Low good events record volume in snowplow
Problem
Snowplow events are not being fired from gitlab.com
We are getting Failed to load resource: net::ERR_CERT_DATE_INVALID for collector https://snowplow.trx.gitlab.net
As this is collector issue, this not only affects gitlab.com, it is affecting https://docs.gitlab.com/, https://customers.gitlab.com/ and other services that relies on that
Detection
We have received an alert on #g_analytics_instrumentation_alerts slack channel.
Impact
All the snowplow events from .com, customerDot and other applications which relies on snowplow.trx.gitlab.net for tracking are impacted.
Additional information
This was due to SSL certification expiration on snowplow collector side. Infra team has updated certificate.
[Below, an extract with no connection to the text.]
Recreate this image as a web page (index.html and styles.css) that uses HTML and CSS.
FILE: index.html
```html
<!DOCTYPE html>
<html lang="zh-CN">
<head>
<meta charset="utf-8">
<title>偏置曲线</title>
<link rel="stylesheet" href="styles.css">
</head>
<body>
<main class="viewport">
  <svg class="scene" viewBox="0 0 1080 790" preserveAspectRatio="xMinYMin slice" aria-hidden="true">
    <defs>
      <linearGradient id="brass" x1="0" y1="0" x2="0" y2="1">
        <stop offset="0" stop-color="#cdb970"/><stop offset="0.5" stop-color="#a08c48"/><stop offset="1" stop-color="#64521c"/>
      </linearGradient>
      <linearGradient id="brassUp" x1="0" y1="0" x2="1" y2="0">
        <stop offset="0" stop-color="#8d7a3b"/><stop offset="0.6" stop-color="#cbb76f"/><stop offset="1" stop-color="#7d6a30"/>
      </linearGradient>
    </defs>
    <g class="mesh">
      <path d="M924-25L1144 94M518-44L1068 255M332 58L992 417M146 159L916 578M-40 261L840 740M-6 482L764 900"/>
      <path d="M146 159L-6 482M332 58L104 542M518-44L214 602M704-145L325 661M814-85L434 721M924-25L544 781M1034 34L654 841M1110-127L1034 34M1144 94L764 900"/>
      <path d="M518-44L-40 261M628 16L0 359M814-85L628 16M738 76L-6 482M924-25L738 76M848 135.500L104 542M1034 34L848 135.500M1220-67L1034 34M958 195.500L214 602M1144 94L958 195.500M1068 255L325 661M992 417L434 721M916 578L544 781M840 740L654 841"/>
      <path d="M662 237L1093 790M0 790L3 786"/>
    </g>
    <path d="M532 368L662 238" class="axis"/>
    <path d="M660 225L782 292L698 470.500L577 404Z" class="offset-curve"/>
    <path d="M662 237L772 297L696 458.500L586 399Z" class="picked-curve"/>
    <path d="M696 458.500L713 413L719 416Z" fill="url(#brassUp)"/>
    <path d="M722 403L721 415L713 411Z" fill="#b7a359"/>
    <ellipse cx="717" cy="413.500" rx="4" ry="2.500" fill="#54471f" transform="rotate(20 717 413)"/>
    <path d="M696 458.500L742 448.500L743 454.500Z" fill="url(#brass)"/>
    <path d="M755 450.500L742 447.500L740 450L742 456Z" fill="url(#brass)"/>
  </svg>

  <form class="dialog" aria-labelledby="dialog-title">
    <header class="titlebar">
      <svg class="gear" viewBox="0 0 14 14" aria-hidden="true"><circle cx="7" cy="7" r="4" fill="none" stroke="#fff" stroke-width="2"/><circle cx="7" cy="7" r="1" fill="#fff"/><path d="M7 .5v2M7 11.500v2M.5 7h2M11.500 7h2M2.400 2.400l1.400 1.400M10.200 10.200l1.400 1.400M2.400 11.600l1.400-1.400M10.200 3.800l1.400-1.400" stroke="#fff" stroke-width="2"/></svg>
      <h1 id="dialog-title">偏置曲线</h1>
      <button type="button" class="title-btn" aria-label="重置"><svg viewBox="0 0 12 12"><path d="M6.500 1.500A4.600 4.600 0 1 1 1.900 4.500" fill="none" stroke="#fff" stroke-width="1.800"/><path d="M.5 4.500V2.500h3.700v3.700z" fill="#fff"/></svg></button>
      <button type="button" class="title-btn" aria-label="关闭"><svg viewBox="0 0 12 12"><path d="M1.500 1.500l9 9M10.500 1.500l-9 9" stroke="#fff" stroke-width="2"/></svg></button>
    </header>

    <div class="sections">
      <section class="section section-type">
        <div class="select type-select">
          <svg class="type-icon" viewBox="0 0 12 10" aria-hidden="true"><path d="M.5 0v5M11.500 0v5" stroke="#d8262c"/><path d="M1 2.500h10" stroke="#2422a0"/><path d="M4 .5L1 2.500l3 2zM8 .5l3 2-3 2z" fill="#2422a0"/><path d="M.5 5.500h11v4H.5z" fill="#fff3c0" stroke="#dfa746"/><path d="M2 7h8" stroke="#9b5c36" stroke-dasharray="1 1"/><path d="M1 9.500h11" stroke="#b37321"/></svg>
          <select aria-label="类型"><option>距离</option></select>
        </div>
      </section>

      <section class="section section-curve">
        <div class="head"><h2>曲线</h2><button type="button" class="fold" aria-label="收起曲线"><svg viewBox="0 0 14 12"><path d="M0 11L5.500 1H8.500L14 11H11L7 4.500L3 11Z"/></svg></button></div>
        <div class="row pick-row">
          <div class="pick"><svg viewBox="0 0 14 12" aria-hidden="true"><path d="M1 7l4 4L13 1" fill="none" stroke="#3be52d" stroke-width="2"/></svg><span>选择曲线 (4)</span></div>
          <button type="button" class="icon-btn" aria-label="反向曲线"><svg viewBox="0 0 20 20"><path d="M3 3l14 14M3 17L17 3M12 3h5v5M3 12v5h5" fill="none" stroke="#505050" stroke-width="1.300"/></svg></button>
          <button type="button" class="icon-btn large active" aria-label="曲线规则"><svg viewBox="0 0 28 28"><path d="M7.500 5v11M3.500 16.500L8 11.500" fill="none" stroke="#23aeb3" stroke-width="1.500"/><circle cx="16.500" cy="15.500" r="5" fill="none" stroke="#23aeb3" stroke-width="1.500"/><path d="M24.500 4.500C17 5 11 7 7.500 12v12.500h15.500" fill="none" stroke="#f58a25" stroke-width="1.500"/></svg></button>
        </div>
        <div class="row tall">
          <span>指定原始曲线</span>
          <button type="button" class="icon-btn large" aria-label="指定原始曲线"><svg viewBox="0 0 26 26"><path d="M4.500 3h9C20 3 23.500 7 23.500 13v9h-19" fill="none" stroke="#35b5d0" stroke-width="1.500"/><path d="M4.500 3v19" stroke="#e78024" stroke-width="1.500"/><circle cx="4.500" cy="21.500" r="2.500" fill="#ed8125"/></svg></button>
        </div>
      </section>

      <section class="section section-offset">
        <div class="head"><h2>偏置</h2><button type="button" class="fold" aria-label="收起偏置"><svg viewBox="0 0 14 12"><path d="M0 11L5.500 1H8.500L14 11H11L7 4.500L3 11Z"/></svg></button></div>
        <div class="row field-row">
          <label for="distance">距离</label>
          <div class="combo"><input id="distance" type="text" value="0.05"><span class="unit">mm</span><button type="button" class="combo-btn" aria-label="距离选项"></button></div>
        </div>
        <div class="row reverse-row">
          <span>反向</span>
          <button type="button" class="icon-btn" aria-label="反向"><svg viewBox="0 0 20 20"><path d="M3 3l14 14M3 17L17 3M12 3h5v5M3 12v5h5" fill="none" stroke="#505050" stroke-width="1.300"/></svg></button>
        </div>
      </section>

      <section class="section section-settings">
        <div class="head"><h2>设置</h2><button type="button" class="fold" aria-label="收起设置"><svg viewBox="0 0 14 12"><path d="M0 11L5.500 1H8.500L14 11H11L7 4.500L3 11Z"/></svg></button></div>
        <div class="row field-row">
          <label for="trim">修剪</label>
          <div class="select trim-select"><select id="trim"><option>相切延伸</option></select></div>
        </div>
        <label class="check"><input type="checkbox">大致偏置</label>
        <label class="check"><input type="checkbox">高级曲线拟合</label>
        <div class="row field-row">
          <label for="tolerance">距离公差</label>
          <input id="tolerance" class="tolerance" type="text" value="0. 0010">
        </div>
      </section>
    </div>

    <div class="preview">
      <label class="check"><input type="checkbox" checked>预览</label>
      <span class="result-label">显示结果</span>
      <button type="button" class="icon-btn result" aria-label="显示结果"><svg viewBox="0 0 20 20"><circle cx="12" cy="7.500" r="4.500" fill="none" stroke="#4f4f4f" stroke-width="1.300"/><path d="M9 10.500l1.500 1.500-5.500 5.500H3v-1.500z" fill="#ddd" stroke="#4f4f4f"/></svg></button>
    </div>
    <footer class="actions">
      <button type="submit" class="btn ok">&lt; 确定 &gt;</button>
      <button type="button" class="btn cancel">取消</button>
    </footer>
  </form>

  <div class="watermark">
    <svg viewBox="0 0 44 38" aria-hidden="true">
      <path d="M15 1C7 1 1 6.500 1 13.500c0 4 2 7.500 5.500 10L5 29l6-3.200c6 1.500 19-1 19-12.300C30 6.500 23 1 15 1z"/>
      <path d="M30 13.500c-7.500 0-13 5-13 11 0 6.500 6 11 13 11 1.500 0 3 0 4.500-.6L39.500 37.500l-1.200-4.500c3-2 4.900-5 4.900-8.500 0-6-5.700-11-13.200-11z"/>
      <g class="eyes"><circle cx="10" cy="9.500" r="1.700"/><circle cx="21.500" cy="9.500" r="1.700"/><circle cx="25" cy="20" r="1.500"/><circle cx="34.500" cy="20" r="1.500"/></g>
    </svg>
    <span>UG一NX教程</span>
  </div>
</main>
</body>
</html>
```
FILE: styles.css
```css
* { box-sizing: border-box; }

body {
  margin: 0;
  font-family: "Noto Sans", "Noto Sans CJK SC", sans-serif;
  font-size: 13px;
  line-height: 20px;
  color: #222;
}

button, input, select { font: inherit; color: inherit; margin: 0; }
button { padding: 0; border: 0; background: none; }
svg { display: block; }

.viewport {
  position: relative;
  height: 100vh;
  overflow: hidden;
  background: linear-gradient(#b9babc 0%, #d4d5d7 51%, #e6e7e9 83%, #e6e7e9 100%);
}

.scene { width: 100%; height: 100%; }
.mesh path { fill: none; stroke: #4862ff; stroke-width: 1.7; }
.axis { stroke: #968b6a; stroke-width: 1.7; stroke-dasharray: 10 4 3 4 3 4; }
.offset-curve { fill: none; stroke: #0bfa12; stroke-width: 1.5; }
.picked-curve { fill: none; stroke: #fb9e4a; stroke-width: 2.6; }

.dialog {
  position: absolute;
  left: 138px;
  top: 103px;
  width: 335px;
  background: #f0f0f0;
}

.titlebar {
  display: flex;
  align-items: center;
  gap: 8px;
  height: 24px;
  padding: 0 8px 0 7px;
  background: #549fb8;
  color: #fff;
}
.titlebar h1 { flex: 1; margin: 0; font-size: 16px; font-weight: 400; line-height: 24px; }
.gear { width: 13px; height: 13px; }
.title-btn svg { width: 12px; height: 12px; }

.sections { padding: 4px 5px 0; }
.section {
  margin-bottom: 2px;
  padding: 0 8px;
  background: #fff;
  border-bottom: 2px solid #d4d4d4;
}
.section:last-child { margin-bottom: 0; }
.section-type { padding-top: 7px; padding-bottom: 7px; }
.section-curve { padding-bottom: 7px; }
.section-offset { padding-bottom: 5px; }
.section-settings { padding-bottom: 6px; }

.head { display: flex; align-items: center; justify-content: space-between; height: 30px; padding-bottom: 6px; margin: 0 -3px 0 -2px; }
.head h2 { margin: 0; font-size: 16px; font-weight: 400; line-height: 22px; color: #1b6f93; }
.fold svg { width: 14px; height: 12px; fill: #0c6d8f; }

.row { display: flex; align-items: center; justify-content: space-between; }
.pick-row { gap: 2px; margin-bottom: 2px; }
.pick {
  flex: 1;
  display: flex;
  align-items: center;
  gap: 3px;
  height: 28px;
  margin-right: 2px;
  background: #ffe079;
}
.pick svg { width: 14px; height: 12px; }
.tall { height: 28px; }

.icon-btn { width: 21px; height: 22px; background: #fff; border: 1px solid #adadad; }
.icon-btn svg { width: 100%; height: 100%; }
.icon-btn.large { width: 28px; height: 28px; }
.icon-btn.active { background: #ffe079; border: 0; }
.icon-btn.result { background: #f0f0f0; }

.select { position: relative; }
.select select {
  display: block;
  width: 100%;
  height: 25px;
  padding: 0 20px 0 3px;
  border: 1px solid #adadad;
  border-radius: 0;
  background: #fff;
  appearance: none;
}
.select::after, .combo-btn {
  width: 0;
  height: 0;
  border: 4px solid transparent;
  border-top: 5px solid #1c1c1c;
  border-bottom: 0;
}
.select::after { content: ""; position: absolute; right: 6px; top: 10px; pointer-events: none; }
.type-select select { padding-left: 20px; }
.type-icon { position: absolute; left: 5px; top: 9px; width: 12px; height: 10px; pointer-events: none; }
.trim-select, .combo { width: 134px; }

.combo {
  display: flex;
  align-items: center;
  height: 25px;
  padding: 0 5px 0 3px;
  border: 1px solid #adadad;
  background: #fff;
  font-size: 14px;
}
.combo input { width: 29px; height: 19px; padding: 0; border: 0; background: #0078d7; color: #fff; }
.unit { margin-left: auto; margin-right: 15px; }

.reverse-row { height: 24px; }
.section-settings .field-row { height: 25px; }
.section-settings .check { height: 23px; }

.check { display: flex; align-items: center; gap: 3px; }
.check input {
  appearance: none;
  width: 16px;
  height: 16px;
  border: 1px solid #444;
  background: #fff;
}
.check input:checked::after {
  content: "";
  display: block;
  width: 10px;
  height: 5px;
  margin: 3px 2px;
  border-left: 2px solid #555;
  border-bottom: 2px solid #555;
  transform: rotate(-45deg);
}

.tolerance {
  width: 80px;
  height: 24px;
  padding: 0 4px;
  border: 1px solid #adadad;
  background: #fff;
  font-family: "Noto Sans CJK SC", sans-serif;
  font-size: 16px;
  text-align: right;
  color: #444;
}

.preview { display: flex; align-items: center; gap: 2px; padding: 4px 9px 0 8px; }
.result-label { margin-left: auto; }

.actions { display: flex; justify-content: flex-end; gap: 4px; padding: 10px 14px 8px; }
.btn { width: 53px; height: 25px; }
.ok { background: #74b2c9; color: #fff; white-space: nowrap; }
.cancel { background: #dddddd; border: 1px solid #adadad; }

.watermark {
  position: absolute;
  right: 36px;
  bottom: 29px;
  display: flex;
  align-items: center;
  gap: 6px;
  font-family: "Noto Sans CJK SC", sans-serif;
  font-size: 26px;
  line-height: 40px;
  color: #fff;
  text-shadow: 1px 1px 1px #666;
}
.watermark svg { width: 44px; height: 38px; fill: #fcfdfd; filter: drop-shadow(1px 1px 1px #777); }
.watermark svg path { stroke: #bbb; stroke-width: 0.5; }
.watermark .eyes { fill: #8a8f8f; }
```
There was a gap of ~6hrs where we have lost the data.
Checklist
-
Assigned severity tags based on this guidance -
Assigned to PM and EM of groupanalytics instrumentation -
Posted link to incident in g_analyze_analytics_instrumentationand tagged both PM and EM of the group
<---- TO BE FILLED BY ASSIGNEE / RESOLUTION DRI---->
Summary
SSL certificate expiration. This has happened before as well #416991 (closed)
Root Cause
Issue was caused by certification expiration of snowplow collector. Infra incident - gitlab-com/gl-infra/production#18237 (closed)
Resolution
Reached out to SRE on call @devin who updated certificate to resolve this issue.